Violations remain on your Pennsylvania motor vehicle record for three years from the conviction date. Carriers apply surcharges for three to five years depending on the violation severity and the carrier's lookback policy. Out-of-state violations follow the same timeline once reported to your home state. Points fall off your Pennsylvania DMV record after three years, but the conviction remains visible to insurers for up to five years. A carrier reviewing your MVR at year four sees the conviction without active points, but some carriers still apply reduced surcharges during years four and five. Shopping carriers at the three-year mark, when points officially expire, yields the largest rate decrease. Adding annual mileage due to your out-of-state commute increases your base rate independently of violations. If your prior annual mileage was 8,000 miles and your new commute adds 6,000 miles, your base rate increases 10-15% even without new violations. When combined with violation surcharges, the total increase can reach 50-60% at renewal.

What to Do Right Now

Request a copy of your motor vehicle record from your state DMV to confirm which violations are currently reported and how many points you have. Pennsylvania provides MVRs online through PennDOT for $11. Check for out-of-state violations that may not yet appear but are pending reporting through the Driver License Compact. Contact your current carrier to confirm whether your out-of-state commute affects your garaging location or mileage tier. Ask whether your policy includes out-of-state coverage extensions and whether your current violations place you at risk of non-renewal.
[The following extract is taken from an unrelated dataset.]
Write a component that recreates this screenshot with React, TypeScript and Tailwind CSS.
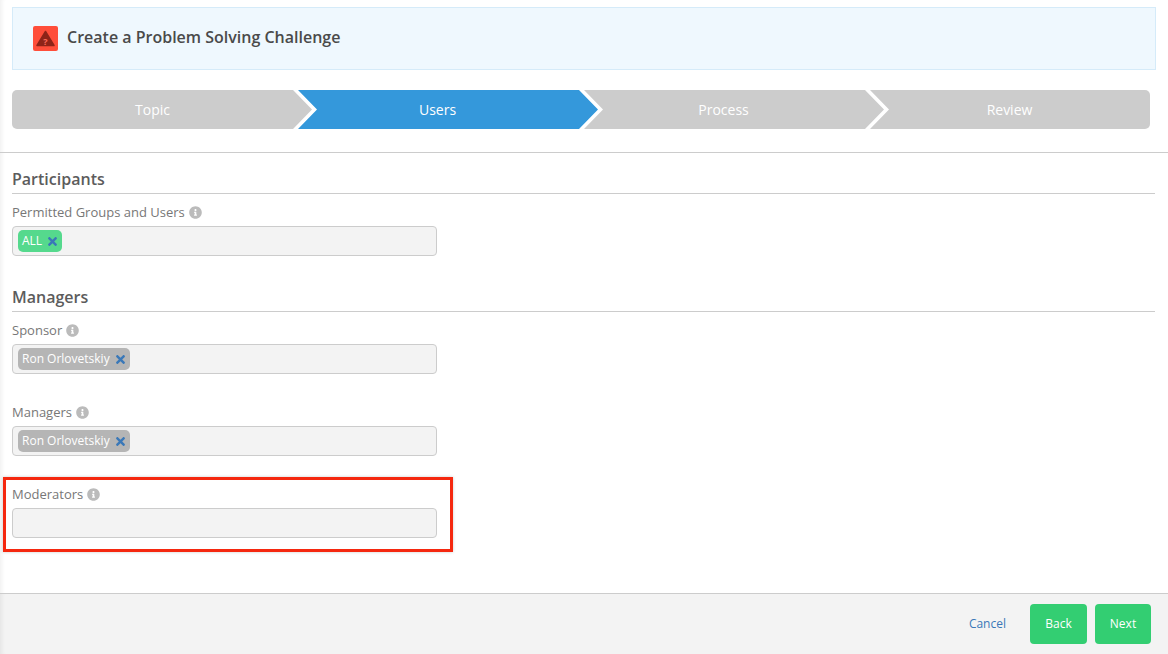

Request a re-quote with updated mileage to avoid coverage gaps. If you are within 60 days of a non-renewal notice or your premium has increased beyond affordability, request quotes from standard and non-standard carriers that specialize in multi-point drivers. Provide your current MVR and confirm that quotes include all reported violations. Compare monthly payment options and down payment requirements before your current policy lapses.